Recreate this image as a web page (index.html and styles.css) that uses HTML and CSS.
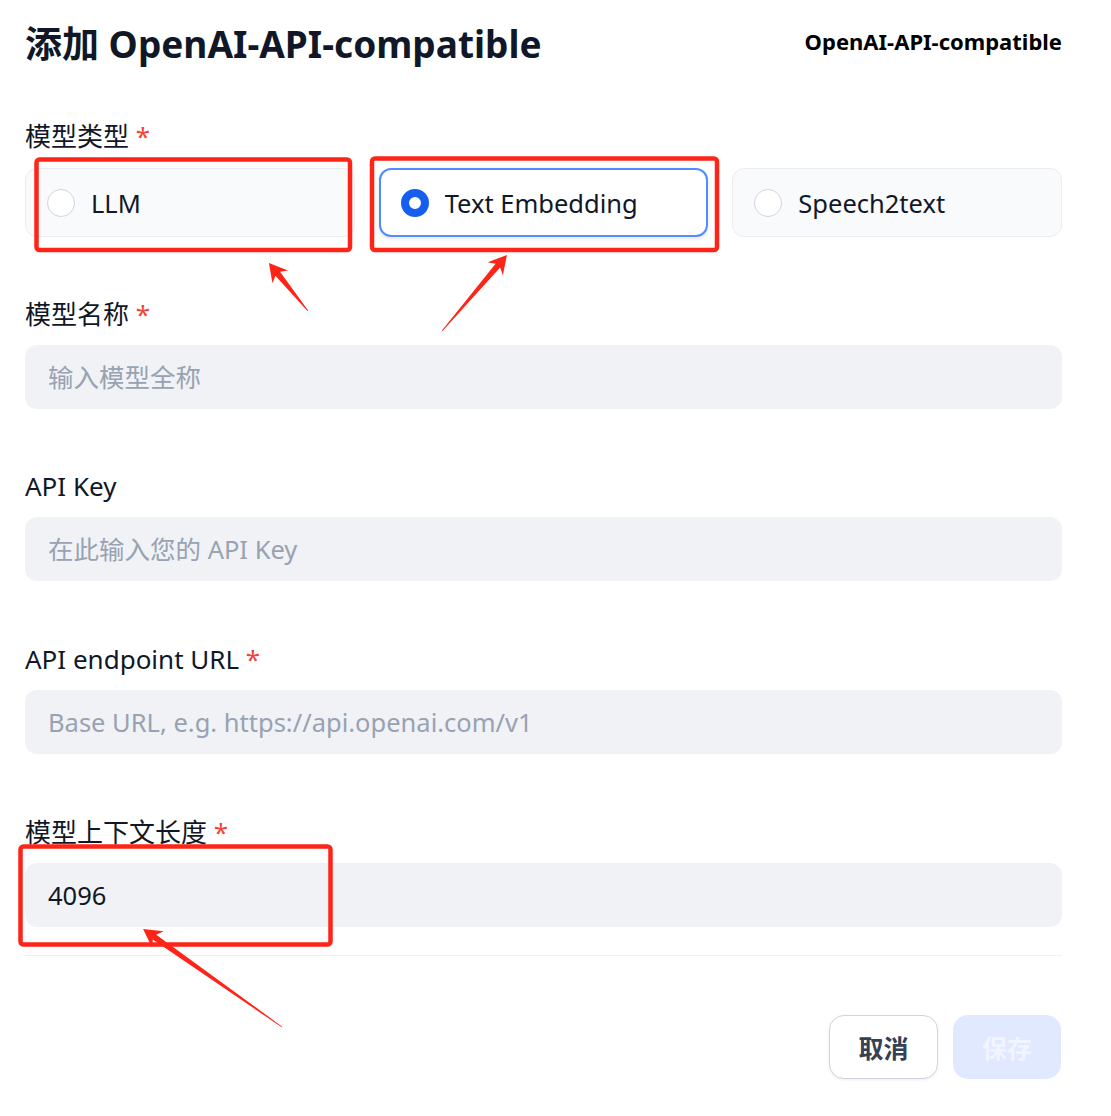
FILE: index.html
```html
<!DOCTYPE html>
<html lang="zh">
<head>
<meta charset="utf-8">
<title>添加 OpenAI-API-compatible</title>
<link rel="stylesheet" href="styles.css">
</head>
<body>
<div class="page">
  <div class="dialog">
    <header class="head">
      <h1 class="title">添加 OpenAI-API-compatible</h1>
      <div class="provider">OpenAI-API-compatible</div>
    </header>
    <div class="form">
      <div class="field field-type">
        <div class="label">模型类型 <span class="req">*</span></div>
        <div class="radios">
          <div class="radio-card"><span class="radio"></span><span class="radio-text">LLM</span></div>
          <div class="radio-card is-checked"><span class="radio"></span><span class="radio-text">Text Embedding</span></div>
          <div class="radio-card"><span class="radio"></span><span class="radio-text">Speech2text</span></div>
        </div>
      </div>
      <div class="field">
        <div class="label">模型名称 <span class="req">*</span></div>
        <input class="input" type="text" placeholder="输入模型全称">
      </div>
      <div class="field">
        <div class="label">API Key</div>
        <input class="input" type="text" placeholder="在此输入您的 API Key">
      </div>
      <div class="field field-wide">
        <div class="label">API endpoint URL <span class="req">*</span></div>
        <input class="input" type="text" placeholder="Base URL, e.g. https://api.openai.com/v1">
      </div>
      <div class="field field-wide">
        <div class="label">模型上下文长度 <span class="req">*</span></div>
        <input class="input" type="text" value="4096">
      </div>
    </div>
    <div class="divider"></div>
    <div class="actions">
      <button class="btn btn-cancel">取消</button>
      <button class="btn btn-save">保存</button>
    </div>
  </div>

  <svg class="annot" width="1111" height="1116" viewBox="0 0 1111 1116">
    <g class="marks">
      <rect x="36.5" y="159.5" width="313.5" height="90.5" rx="3"/>
      <rect x="372" y="158.5" width="345" height="91.5" rx="3"/>
      <rect x="20.5" y="846.5" width="310" height="98" rx="3"/>
    </g>
    <g class="arrows">
      <polygon transform="translate(308 311) rotate(-129.1)" points="0,-0.4 48,-3 44,-10 62,0 44,10 48,3 0,0.4"/>
      <polygon transform="translate(442 331) rotate(-49.5)" points="0,-0.4 86,-3 82,-10 100,0 82,10 86,3 0,0.4"/>
      <polygon transform="translate(282 1027) rotate(-144.8)" points="0,-0.4 156,-3 152,-10 170,0 152,10 156,3 0,0.4"/>
    </g>
  </svg>
</div>
</body>
</html>
```

FILE: styles.css
```css
* { box-sizing: border-box; }

html, body {
  margin: 0;
  padding: 0;
  background: #ffffff;
}

body {
  font-family: "Noto Sans", "Noto Sans CJK SC", sans-serif;
  color: #101828;
}

.page {
  position: relative;
  width: 1111px;
  height: 1116px;
  overflow: hidden;
}

.dialog {
  width: 1037px;
  margin-left: 25px;
}

.head {
  display: flex;
  justify-content: space-between;
  align-items: flex-start;
  height: 68px;
  padding-top: 20px;
}

.title {
  margin: 0;
  font-size: 37px;
  line-height: 48px;
  font-weight: 700;
  color: #101828;
  white-space: nowrap;
}

.provider {
  margin-top: 6px;
  font-size: 22px;
  line-height: 30px;
  font-weight: 700;
  color: #000000;
  white-space: nowrap;
}

.form {
  padding-top: 52px;
}

.field + .field {
  margin-top: 61px;
}

.field + .field-wide {
  margin-top: 62px;
}

.label {
  font-size: 26px;
  line-height: 32px;
  color: #101828;
  margin-bottom: 15px;
  white-space: nowrap;
}

.field-type .label {
  margin-bottom: 16px;
}

.req {
  color: #f04438;
}

.radios {
  display: grid;
  grid-template-columns: repeat(3, 1fr);
  gap: 24px;
}

.radio-card {
  display: flex;
  align-items: center;
  gap: 16px;
  height: 69px;
  padding: 0 21px;
  border: 1px solid #eaecf0;
  border-radius: 12px;
  background: #f9fafb;
}

.radio-card.is-checked {
  background: #ffffff;
  border: 2px solid #528bff;
  padding: 0 20px;
  box-shadow: 0 2px 4px rgba(16, 24, 40, 0.1);
}

.radio {
  flex: none;
  width: 28px;
  height: 28px;
  border-radius: 50%;
  border: 1px solid #d0d5dd;
  background: #ffffff;
}

.is-checked .radio {
  border: 8.5px solid #155eef;
}

.radio-text {
  font-size: 25.5px;
  line-height: 32px;
  color: #101828;
}

.input {
  display: block;
  width: 100%;
  height: 64px;
  padding: 0 23px;
  border: none;
  border-radius: 12px;
  background: #f0f2f5;
  font-family: "Noto Sans", "Noto Sans CJK SC", sans-serif;
  font-size: 25.5px;
  color: #101828;
  outline: none;
}

.input::placeholder {
  color: #98a2b3;
}

.divider {
  margin-top: 28px;
  height: 1px;
  background: #eef0f3;
}

.actions {
  display: flex;
  justify-content: flex-end;
  gap: 15px;
  margin-top: 59px;
}

.btn {
  height: 64px;
  border-radius: 15px;
  font-family: "Noto Sans", "Noto Sans CJK SC", sans-serif;
  font-size: 25px;
  font-weight: 700;
  padding: 0;
}

.btn-cancel {
  width: 109px;
  background: #ffffff;
  border: 1px solid #d0d5dd;
  color: #344054;
  box-shadow: 0 1px 3px rgba(16, 24, 40, 0.08);
}

.btn-save {
  width: 108px;
  margin-right: 1px;
  background: #e0e9ff;
  border: none;
  color: #f2f5ff;
}

.annot {
  position: absolute;
  left: 0;
  top: 0;
  pointer-events: none;
}

.marks rect {
  fill: none;
  stroke: #fe2418;
  stroke-width: 4.5;
}

.arrows polygon {
  fill: #fe2418;
}
```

·····

THE EXERCISE: Leave out the pictures and reproduce the rest of the listing exactly.

THE SOLUTION:
Recreate this image as a web page (index.html and styles.css) that uses HTML and CSS.
FILE: index.html
```html
<!DOCTYPE html>
<html lang="zh">
<head>
<meta charset="utf-8">
<title>添加 OpenAI-API-compatible</title>
<link rel="stylesheet" href="styles.css">
</head>
<body>
<div class="page">
  <div class="dialog">
    <header class="head">
      <h1 class="title">添加 OpenAI-API-compatible</h1>
      <div class="provider">OpenAI-API-compatible</div>
    </header>
    <div class="form">
      <div class="field field-type">
        <div class="label">模型类型 <span class="req">*</span></div>
        <div class="radios">
          <div class="radio-card"><span class="radio"></span><span class="radio-text">LLM</span></div>
          <div class="radio-card is-checked"><span class="radio"></span><span class="radio-text">Text Embedding</span></div>
          <div class="radio-card"><span class="radio"></span><span class="radio-text">Speech2text</span></div>
        </div>
      </div>
      <div class="field">
        <div class="label">模型名称 <span class="req">*</span></div>
        <input class="input" type="text" placeholder="输入模型全称">
      </div>
      <div class="field">
        <div class="label">API Key</div>
        <input class="input" type="text" placeholder="在此输入您的 API Key">
      </div>
      <div class="field field-wide">
        <div class="label">API endpoint URL <span class="req">*</span></div>
        <input class="input" type="text" placeholder="Base URL, e.g. https://api.openai.com/v1">
      </div>
      <div class="field field-wide">
        <div class="label">模型上下文长度 <span class="req">*</span></div>
        <input class="input" type="text" value="4096">
      </div>
    </div>
    <div class="divider"></div>
    <div class="actions">
      <button class="btn btn-cancel">取消</button>
      <button class="btn btn-save">保存</button>
    </div>
  </div>

  <svg class="annot" width="1111" height="1116" viewBox="0 0 1111 1116">
    <g class="marks">
      <rect x="36.5" y="159.5" width="313.5" height="90.5" rx="3"/>
      <rect x="372" y="158.5" width="345" height="91.5" rx="3"/>
      <rect x="20.5" y="846.5" width="310" height="98" rx="3"/>
    </g>
    <g class="arrows">
      <polygon transform="translate(308 311) rotate(-129.1)" points="0,-0.4 48,-3 44,-10 62,0 44,10 48,3 0,0.4"/>
      <polygon transform="translate(442 331) rotate(-49.5)" points="0,-0.4 86,-3 82,-10 100,0 82,10 86,3 0,0.4"/>
      <polygon transform="translate(282 1027) rotate(-144.8)" points="0,-0.4 156,-3 152,-10 170,0 152,10 156,3 0,0.4"/>
    </g>
  </svg>
</div>
</body>
</html>
```

FILE: styles.css
```css
* { box-sizing: border-box; }

html, body {
  margin: 0;
  padding: 0;
  background: #ffffff;
}

body {
  font-family: "Noto Sans", "Noto Sans CJK SC", sans-serif;
  color: #101828;
}

.page {
  position: relative;
  width: 1111px;
  height: 1116px;
  overflow: hidden;
}

.dialog {
  width: 1037px;
  margin-left: 25px;
}

.head {
  display: flex;
  justify-content: space-between;
  align-items: flex-start;
  height: 68px;
  padding-top: 20px;
}

.title {
  margin: 0;
  font-size: 37px;
  line-height: 48px;
  font-weight: 700;
  color: #101828;
  white-space: nowrap;
}

.provider {
  margin-top: 6px;
  font-size: 22px;
  line-height: 30px;
  font-weight: 700;
  color: #000000;
  white-space: nowrap;
}

.form {
  padding-top: 52px;
}

.field + .field {
  margin-top: 61px;
}

.field + .field-wide {
  margin-top: 62px;
}

.label {
  font-size: 26px;
  line-height: 32px;
  color: #101828;
  margin-bottom: 15px;
  white-space: nowrap;
}

.field-type .label {
  margin-bottom: 16px;
}

.req {
  color: #f04438;
}

.radios {
  display: grid;
  grid-template-columns: repeat(3, 1fr);
  gap: 24px;
}

.radio-card {
  display: flex;
  align-items: center;
  gap: 16px;
  height: 69px;
  padding: 0 21px;
  border: 1px solid #eaecf0;
  border-radius: 12px;
  background: #f9fafb;
}

.radio-card.is-checked {
  background: #ffffff;
  border: 2px solid #528bff;
  padding: 0 20px;
  box-shadow: 0 2px 4px rgba(16, 24, 40, 0.1);
}

.radio {
  flex: none;
  width: 28px;
  height: 28px;
  border-radius: 50%;
  border: 1px solid #d0d5dd;
  background: #ffffff;
}

.is-checked .radio {
  border: 8.5px solid #155eef;
}

.radio-text {
  font-size: 25.5px;
  line-height: 32px;
  color: #101828;
}

.input {
  display: block;
  width: 100%;
  height: 64px;
  padding: 0 23px;
  border: none;
  border-radius: 12px;
  background: #f0f2f5;
  font-family: "Noto Sans", "Noto Sans CJK SC", sans-serif;
  font-size: 25.5px;
  color: #101828;
  outline: none;
}

.input::placeholder {
  color: #98a2b3;
}

.divider {
  margin-top: 28px;
  height: 1px;
  background: #eef0f3;
}

.actions {
  display: flex;
  justify-content: flex-end;
  gap: 15px;
  margin-top: 59px;
}

.btn {
  height: 64px;
  border-radius: 15px;
  font-family: "Noto Sans", "Noto Sans CJK SC", sans-serif;
  font-size: 25px;
  font-weight: 700;
  padding: 0;
}

.btn-cancel {
  width: 109px;
  background: #ffffff;
  border: 1px solid #d0d5dd;
  color: #344054;
  box-shadow: 0 1px 3px rgba(16, 24, 40, 0.08);
}

.btn-save {
  width: 108px;
  margin-right: 1px;
  background: #e0e9ff;
  border: none;
  color: #f2f5ff;
}

.annot {
  position: absolute;
  left: 0;
  top: 0;
  pointer-events: none;
}

.marks rect {
  fill: none;
  stroke: #fe2418;
  stroke-width: 4.5;
}

.arrows polygon {
  fill: #fe2418;
}
```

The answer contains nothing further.